begin SUPPLIED MATERIAL

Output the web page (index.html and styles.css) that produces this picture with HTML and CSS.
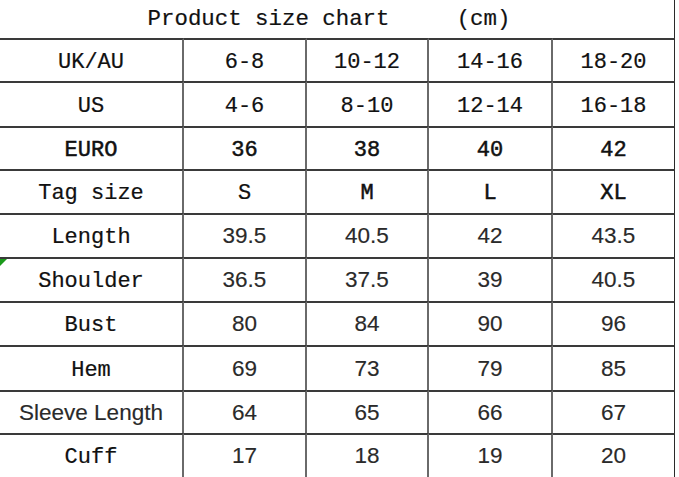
FILE: index.html
```html
<!DOCTYPE html>
<html>
<head>
<meta charset="utf-8">
<link rel="stylesheet" href="styles.css">
</head>
<body>
<div class="chart">
  <div class="cell title"><span class="mono">Product size chart     (cm)</span></div>

  <div class="cell mono">UK/AU</div>
  <div class="cell mono">6-8</div>
  <div class="cell mono">10-12</div>
  <div class="cell mono">14-16</div>
  <div class="cell mono last">18-20</div>

  <div class="cell mono">US</div>
  <div class="cell mono">4-6</div>
  <div class="cell mono">8-10</div>
  <div class="cell mono">12-14</div>
  <div class="cell mono last">16-18</div>

  <div class="cell mono heavy">EURO</div>
  <div class="cell mono heavy">36</div>
  <div class="cell mono heavy">38</div>
  <div class="cell mono heavy">40</div>
  <div class="cell mono heavy last">42</div>

  <div class="cell mono">Tag size</div>
  <div class="cell mono">S</div>
  <div class="cell mono heavy">M</div>
  <div class="cell mono heavy">L</div>
  <div class="cell mono heavy last">XL</div>

  <div class="cell mono">Length</div>
  <div class="cell num">39.5</div>
  <div class="cell num">40.5</div>
  <div class="cell num">42</div>
  <div class="cell num last">43.5</div>

  <div class="cell mono marked">Shoulder<span class="flag"></span></div>
  <div class="cell num">36.5</div>
  <div class="cell num">37.5</div>
  <div class="cell num">39</div>
  <div class="cell num last">40.5</div>

  <div class="cell mono">Bust</div>
  <div class="cell num">80</div>
  <div class="cell num">84</div>
  <div class="cell num">90</div>
  <div class="cell num last">96</div>

  <div class="cell mono">Hem</div>
  <div class="cell num">69</div>
  <div class="cell num">73</div>
  <div class="cell num">79</div>
  <div class="cell num last">85</div>

  <div class="cell num">Sleeve Length</div>
  <div class="cell num">64</div>
  <div class="cell num">65</div>
  <div class="cell num">66</div>
  <div class="cell num last">67</div>

  <div class="cell mono">Cuff</div>
  <div class="cell num">17</div>
  <div class="cell num">18</div>
  <div class="cell num">19</div>
  <div class="cell num last">20</div>
</div>
</body>
</html>
```

FILE: styles.css
```css
html, body {
  margin: 0;
  padding: 0;
  background: #ffffff;
}

.chart {
  width: 675px;
  height: 477px;
  display: grid;
  grid-template-columns: 184px 123px 122px 124px 122px;
  grid-template-rows: 38px 43px 45px 43px 44px 44px 44px 44px 45px 43px 44px;
  overflow: hidden;
}

.cell {
  box-sizing: border-box;
  display: flex;
  align-items: center;
  justify-content: center;
  border-top: 2px solid #3a3a3a;
  border-right: 2px solid #6a6a6a;
  color: #111111;
  white-space: pre;
  padding-top: 3px;
}

.cell.last {
  border-right: 1px solid #2a2a2a;
}

.title {
  grid-column: 1 / span 5;
  border-top: none;
  border-right: 1px solid #2a2a2a;
  padding-top: 0;
  padding-right: 16px;
}

.mono {
  font-family: "Liberation Mono", "DejaVu Sans Mono", monospace;
  font-size: 22px;
  -webkit-text-stroke: 0.2px #111111;
}

.title .mono {
  font-size: 22.4px;
}

.heavy {
  -webkit-text-stroke: 0.5px #111111;
}

.num {
  font-family: "Liberation Sans", Arial, sans-serif;
  font-size: 22.5px;
  color: #2a2a2a;
  padding-top: 0;
  -webkit-text-stroke: 0.15px #2a2a2a;
}

.marked {
  position: relative;
}

.flag {
  position: absolute;
  left: 0;
  top: 0;
  width: 0;
  height: 0;
  border-top: 7px solid #1a9a1a;
  border-right: 7px solid transparent;
}
```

end SUPPLIED MATERIAL

**JOB:** Repeat the data exactly, excluding the pictures.

**TASK RESPONSE:**
Output the web page (index.html and styles.css) that produces this picture with HTML and CSS.
FILE: index.html
```html
<!DOCTYPE html>
<html>
<head>
<meta charset="utf-8">
<link rel="stylesheet" href="styles.css">
</head>
<body>
<div class="chart">
  <div class="cell title"><span class="mono">Product size chart     (cm)</span></div>

  <div class="cell mono">UK/AU</div>
  <div class="cell mono">6-8</div>
  <div class="cell mono">10-12</div>
  <div class="cell mono">14-16</div>
  <div class="cell mono last">18-20</div>

  <div class="cell mono">US</div>
  <div class="cell mono">4-6</div>
  <div class="cell mono">8-10</div>
  <div class="cell mono">12-14</div>
  <div class="cell mono last">16-18</div>

  <div class="cell mono heavy">EURO</div>
  <div class="cell mono heavy">36</div>
  <div class="cell mono heavy">38</div>
  <div class="cell mono heavy">40</div>
  <div class="cell mono heavy last">42</div>

  <div class="cell mono">Tag size</div>
  <div class="cell mono">S</div>
  <div class="cell mono heavy">M</div>
  <div class="cell mono heavy">L</div>
  <div class="cell mono heavy last">XL</div>

  <div class="cell mono">Length</div>
  <div class="cell num">39.5</div>
  <div class="cell num">40.5</div>
  <div class="cell num">42</div>
  <div class="cell num last">43.5</div>

  <div class="cell mono marked">Shoulder<span class="flag"></span></div>
  <div class="cell num">36.5</div>
  <div class="cell num">37.5</div>
  <div class="cell num">39</div>
  <div class="cell num last">40.5</div>

  <div class="cell mono">Bust</div>
  <div class="cell num">80</div>
  <div class="cell num">84</div>
  <div class="cell num">90</div>
  <div class="cell num last">96</div>

  <div class="cell mono">Hem</div>
  <div class="cell num">69</div>
  <div class="cell num">73</div>
  <div class="cell num">79</div>
  <div class="cell num last">85</div>

  <div class="cell num">Sleeve Length</div>
  <div class="cell num">64</div>
  <div class="cell num">65</div>
  <div class="cell num">66</div>
  <div class="cell num last">67</div>

  <div class="cell mono">Cuff</div>
  <div class="cell num">17</div>
  <div class="cell num">18</div>
  <div class="cell num">19</div>
  <div class="cell num last">20</div>
</div>
</body>
</html>
```

FILE: styles.css
```css
html, body {
  margin: 0;
  padding: 0;
  background: #ffffff;
}

.chart {
  width: 675px;
  height: 477px;
  display: grid;
  grid-template-columns: 184px 123px 122px 124px 122px;
  grid-template-rows: 38px 43px 45px 43px 44px 44px 44px 44px 45px 43px 44px;
  overflow: hidden;
}

.cell {
  box-sizing: border-box;
  display: flex;
  align-items: center;
  justify-content: center;
  border-top: 2px solid #3a3a3a;
  border-right: 2px solid #6a6a6a;
  color: #111111;
  white-space: pre;
  padding-top: 3px;
}

.cell.last {
  border-right: 1px solid #2a2a2a;
}

.title {
  grid-column: 1 / span 5;
  border-top: none;
  border-right: 1px solid #2a2a2a;
  padding-top: 0;
  padding-right: 16px;
}

.mono {
  font-family: "Liberation Mono", "DejaVu Sans Mono", monospace;
  font-size: 22px;
  -webkit-text-stroke: 0.2px #111111;
}

.title .mono {
  font-size: 22.4px;
}

.heavy {
  -webkit-text-stroke: 0.5px #111111;
}

.num {
  font-family: "Liberation Sans", Arial, sans-serif;
  font-size: 22.5px;
  color: #2a2a2a;
  padding-top: 0;
  -webkit-text-stroke: 0.15px #2a2a2a;
}

.marked {
  position: relative;
}

.flag {
  position: absolute;
  left: 0;
  top: 0;
  width: 0;
  height: 0;
  border-top: 7px solid #1a9a1a;
  border-right: 7px solid transparent;
}
```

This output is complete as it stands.